意思就是说,Natalie在等红灯的时候,由于回头管孩子,错过了绿灯,等她再回过头看信号灯的时候,又是红灯了。
这其实就是一个ABA问题,虽然中间信号灯发生了变化,但是Natalie却不知道。
用C++中的一个stack来说明,stack代码如下:
/* Naive lock-free stack which suffers from ABA problem.*/
class Stack {
std::atomic<Obj*> top_ptr;
//
// Pops the top object and returns a pointer to it.
//
Obj* Pop() {
while() {
Obj* ret_ptr = top_ptr;
if (!ret_ptr) return std::nullptr;
// For simplicity, suppose that we can ensure that this dereference is safe
// (i.e., that no other thread has popped the stack in the meantime).
Obj* next_ptr = ret_ptr->next;
// If the top node is still ret, then assume no one has changed the stack.
// (That statement is not always true because of the ABA problem)

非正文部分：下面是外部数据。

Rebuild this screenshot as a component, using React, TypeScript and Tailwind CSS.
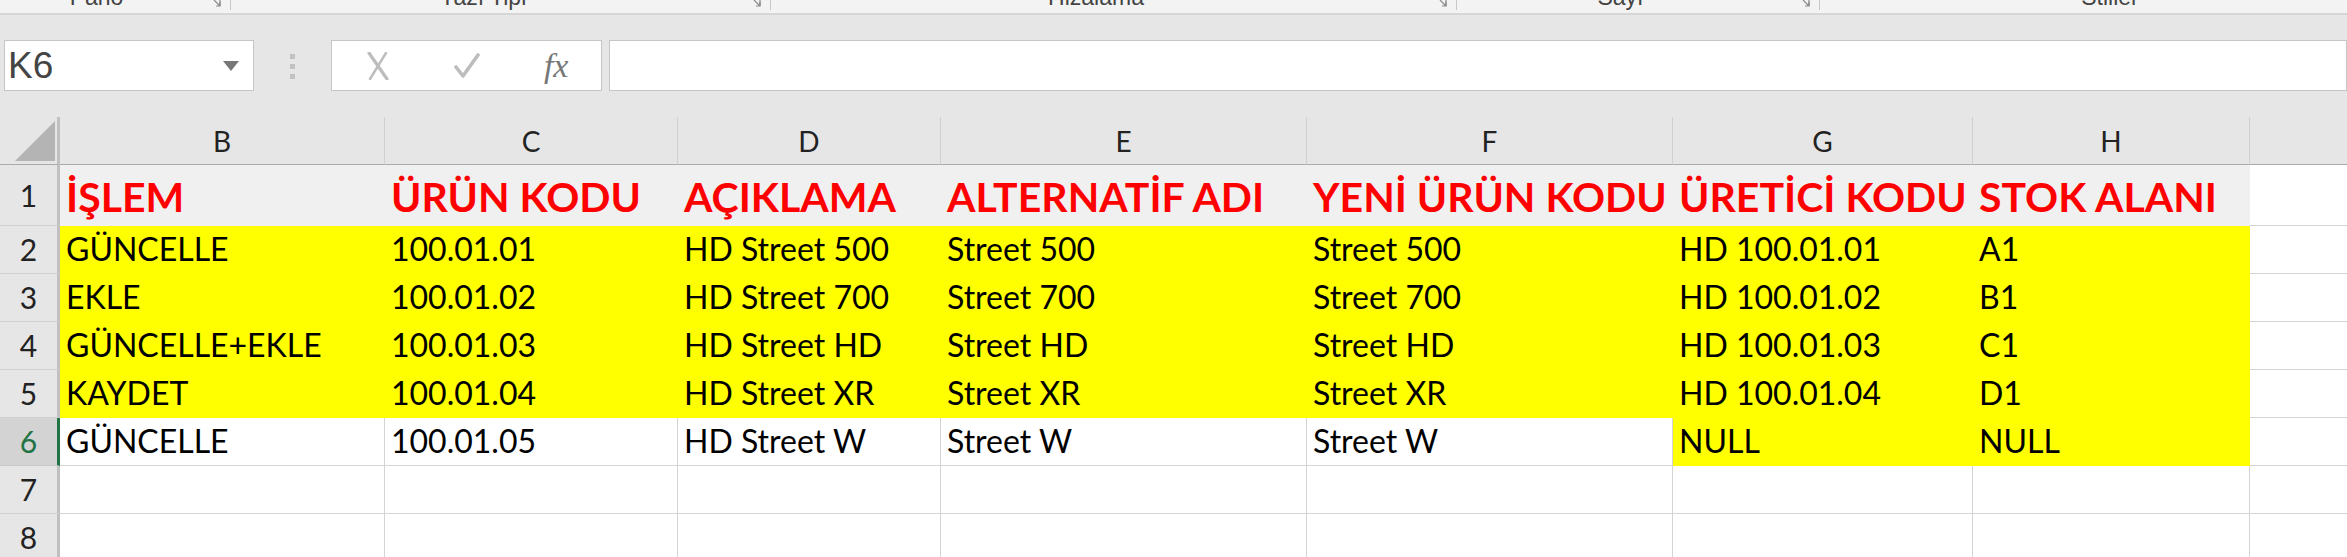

// Atomically replace top with next.
if (top_ptr.compare_exchange_weak(ret_ptr, next_ptr)) {
return ret_ptr;
}
// The stack has changed, start over.
}
}
//
// Pushes the object specified by obj_ptr to stack.
//
void Push(Obj* obj_ptr) {
while() {
Obj* next_ptr = top_ptr;
obj_ptr->next = next_ptr;
// If the top node is still next, then assume no one has changed the stack.
// (That statement is not always true because of the ABA problem)
// Atomically replace top with obj.
if (top_ptr.compare_exchange_weak(next_ptr, obj_ptr)) {
return;
}
// The stack has changed, start over.
}
}
};
假设,stack初始化为top → A → B → C
线程1先执行
ret = A;
next = B;
然后在线程1执行compare_exchange_weak之前被中断,换成线程2执行。
{ // 线程2先pop出A
ret = A;
next = B;
compare_exchange_weak(A, B) // Success, top = B
return A;
} // Now the stack is top → B → C
{ // 线程2再pop出B
ret = B;
next = C;
compare_exchange_weak(B, C) // Success, top = C
return B;
} // Now the stack is top → C
delete B;
{ // 最后线程2将A再push进stack
A->next = C;
compare_exchange_weak(C, A) // Success, top = A
}
当线程2执行完所有这些操作之后,换成线程1执行,线程1的compare_exchange_weak是会成功执行的,因为它不知道top_ptr已经被修改过了。
通常针对ABA问题的解决办法,就是针对操作的数据加上一个原子操作的使用计数,在CAS执行之前,先获取一下计数是否和之前一样,如果不一样,就说明数据已经被修改过了。